Kampung kota, ujar Rita, adalah bentuk pemukiman yang terbentuk secara organik dan menjadi ciri khas kehidupan kota-kota di Asia Tenggara, termasuk Indonesia. Penduduk sebuah kampung biasanya relatif saling mengenal satu sama lain dan dalam kampung terdapat ekonomi lokal yang sangat erat kaitannya dengan hubungan sosial dan kultural antara penduduknya.
“Kampung kota seperti yang banyak digusur belakangan ini selain merupakan rumah bagi banyak penduduk lama yang sudah turun-temurun di sana, juga berfungsi sebagai penyangga kebutuhan pembangunan perkotaan,” imbuh Rita yang sedang berada di Singapura.
Permohonan yang teregistrasi dengan nomor perkara 96/PUU-XIV/2016 ini dimohonkan oleh Rojiyanto, Mansur Daud P., dan Rando Tanadi. Para Pemohon adalah korban penggusuran paksa yang dilakukan oleh pemerintah daerah.
Rojiyanto merupakan korban penggusuran paksa di daerah Papanggo, Jakarta Utara, yang dalam proses penggusuran terjadi kekerasan. Terhadap penggusuran tersebut, ia mengajukan gugatan ke Pengadilan hingga pada tingkat kasasi namun kalah. Dalam putusan tersebut disebutkan bahwa Perppu No. 51/1960 tidak mewajibkan pemerintah memberikan ganti rugi kepada warga korban penggusuran paksa.
Sementara, Mansur Daud merupakan korban penggusuran paksa di kawasan Duri Kepa, Jakarta Barat. Ia diberikan surat peringatan dari pemerintah daerah yang ditujukan atas nama Asun, dkk, namun sepengetahuannya di daerah tersebut tidak ada yang bernama Asun. Kemudian, Rando adalah seorang pelajar dan akibat dari penggusuran, ia terpaksa putus sekolah dan tidak memiliki lagi tempat tinggal.

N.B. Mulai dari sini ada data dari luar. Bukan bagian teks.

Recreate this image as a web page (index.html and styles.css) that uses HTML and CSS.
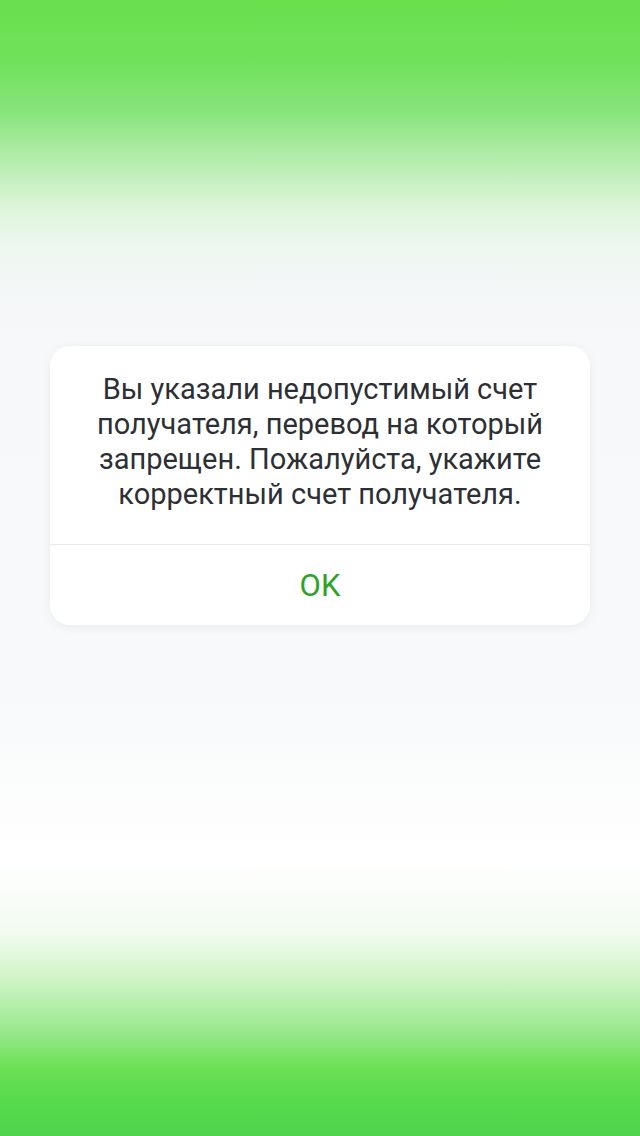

Para Pemohon merasa dirugikan dengan ketentuan Pasal 2, Pasal 3 ayat (1) dan ayat (2), Pasal 4 ayat (1) dan ayat (2), Pasal 6 ayat (1) dan ayat (2) Perpu No. 51/1960. Ketentuan-ketentuan tersebut mengatur tentang kewenangan penguasa daerah yang dapat memaksa pengguna lahan untuk mengosongkan lahannya. Menurut pemohon ketentuan tersebut hanya dapat diterapkan pada negara dalam keadaan bahaya, bukan dalam situasi damai untuk melakukan penggusuran paksa terhadap warga negara.